Do this
All of the material below is to be restated word for word, apart from the pictures.
::::::::::
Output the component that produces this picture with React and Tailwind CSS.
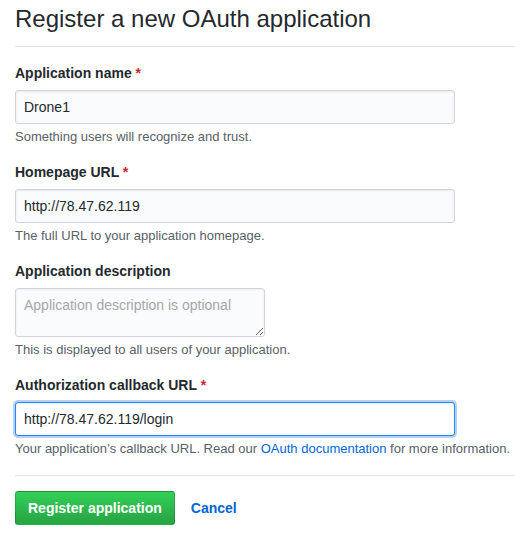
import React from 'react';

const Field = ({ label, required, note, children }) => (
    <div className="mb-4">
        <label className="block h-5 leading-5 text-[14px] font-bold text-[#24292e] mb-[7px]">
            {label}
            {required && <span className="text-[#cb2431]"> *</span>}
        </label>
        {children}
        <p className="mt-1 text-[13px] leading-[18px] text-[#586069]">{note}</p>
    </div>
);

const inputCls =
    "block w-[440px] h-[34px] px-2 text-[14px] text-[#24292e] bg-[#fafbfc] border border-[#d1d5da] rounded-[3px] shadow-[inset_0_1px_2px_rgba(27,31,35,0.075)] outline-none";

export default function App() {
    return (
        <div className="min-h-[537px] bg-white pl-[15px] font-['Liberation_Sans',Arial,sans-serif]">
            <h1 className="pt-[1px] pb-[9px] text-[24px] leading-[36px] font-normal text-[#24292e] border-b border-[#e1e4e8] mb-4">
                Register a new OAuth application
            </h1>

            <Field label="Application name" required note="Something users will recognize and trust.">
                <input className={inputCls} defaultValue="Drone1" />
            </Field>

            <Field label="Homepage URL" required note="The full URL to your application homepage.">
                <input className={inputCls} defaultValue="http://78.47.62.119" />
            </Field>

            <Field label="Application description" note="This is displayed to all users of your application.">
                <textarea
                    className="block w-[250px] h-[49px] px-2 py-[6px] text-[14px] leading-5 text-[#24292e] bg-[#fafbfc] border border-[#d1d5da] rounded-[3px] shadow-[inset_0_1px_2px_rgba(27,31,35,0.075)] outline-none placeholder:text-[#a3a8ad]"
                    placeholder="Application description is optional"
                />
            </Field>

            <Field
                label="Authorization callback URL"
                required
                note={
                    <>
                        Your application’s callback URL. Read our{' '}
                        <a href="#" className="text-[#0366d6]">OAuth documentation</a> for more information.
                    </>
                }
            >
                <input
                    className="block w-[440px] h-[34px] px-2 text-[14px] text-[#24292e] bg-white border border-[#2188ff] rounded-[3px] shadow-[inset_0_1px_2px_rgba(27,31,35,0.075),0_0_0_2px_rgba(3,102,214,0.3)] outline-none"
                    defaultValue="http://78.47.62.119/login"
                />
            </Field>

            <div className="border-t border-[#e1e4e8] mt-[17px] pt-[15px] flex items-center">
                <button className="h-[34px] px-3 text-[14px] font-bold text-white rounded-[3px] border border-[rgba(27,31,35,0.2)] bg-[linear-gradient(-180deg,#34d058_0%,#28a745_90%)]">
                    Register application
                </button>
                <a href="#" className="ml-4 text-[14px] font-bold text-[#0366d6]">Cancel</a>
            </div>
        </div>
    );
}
::::::::::
Result below
Output the component that produces this picture with React and Tailwind CSS.
import React from 'react';

const Field = ({ label, required, note, children }) => (
    <div className="mb-4">
        <label className="block h-5 leading-5 text-[14px] font-bold text-[#24292e] mb-[7px]">
            {label}
            {required && <span className="text-[#cb2431]"> *</span>}
        </label>
        {children}
        <p className="mt-1 text-[13px] leading-[18px] text-[#586069]">{note}</p>
    </div>
);

const inputCls =
    "block w-[440px] h-[34px] px-2 text-[14px] text-[#24292e] bg-[#fafbfc] border border-[#d1d5da] rounded-[3px] shadow-[inset_0_1px_2px_rgba(27,31,35,0.075)] outline-none";

export default function App() {
    return (
        <div className="min-h-[537px] bg-white pl-[15px] font-['Liberation_Sans',Arial,sans-serif]">
            <h1 className="pt-[1px] pb-[9px] text-[24px] leading-[36px] font-normal text-[#24292e] border-b border-[#e1e4e8] mb-4">
                Register a new OAuth application
            </h1>

            <Field label="Application name" required note="Something users will recognize and trust.">
                <input className={inputCls} defaultValue="Drone1" />
            </Field>

            <Field label="Homepage URL" required note="The full URL to your application homepage.">
                <input className={inputCls} defaultValue="http://78.47.62.119" />
            </Field>

            <Field label="Application description" note="This is displayed to all users of your application.">
                <textarea
                    className="block w-[250px] h-[49px] px-2 py-[6px] text-[14px] leading-5 text-[#24292e] bg-[#fafbfc] border border-[#d1d5da] rounded-[3px] shadow-[inset_0_1px_2px_rgba(27,31,35,0.075)] outline-none placeholder:text-[#a3a8ad]"
                    placeholder="Application description is optional"
                />
            </Field>

            <Field
                label="Authorization callback URL"
                required
                note={
                    <>
                        Your application’s callback URL. Read our{' '}
                        <a href="#" className="text-[#0366d6]">OAuth documentation</a> for more information.
                    </>
                }
            >
                <input
                    className="block w-[440px] h-[34px] px-2 text-[14px] text-[#24292e] bg-white border border-[#2188ff] rounded-[3px] shadow-[inset_0_1px_2px_rgba(27,31,35,0.075),0_0_0_2px_rgba(3,102,214,0.3)] outline-none"
                    defaultValue="http://78.47.62.119/login"
                />
            </Field>

            <div className="border-t border-[#e1e4e8] mt-[17px] pt-[15px] flex items-center">
                <button className="h-[34px] px-3 text-[14px] font-bold text-white rounded-[3px] border border-[rgba(27,31,35,0.2)] bg-[linear-gradient(-180deg,#34d058_0%,#28a745_90%)]">
                    Register application
                </button>
                <a href="#" className="ml-4 text-[14px] font-bold text-[#0366d6]">Cancel</a>
            </div>
        </div>
    );
}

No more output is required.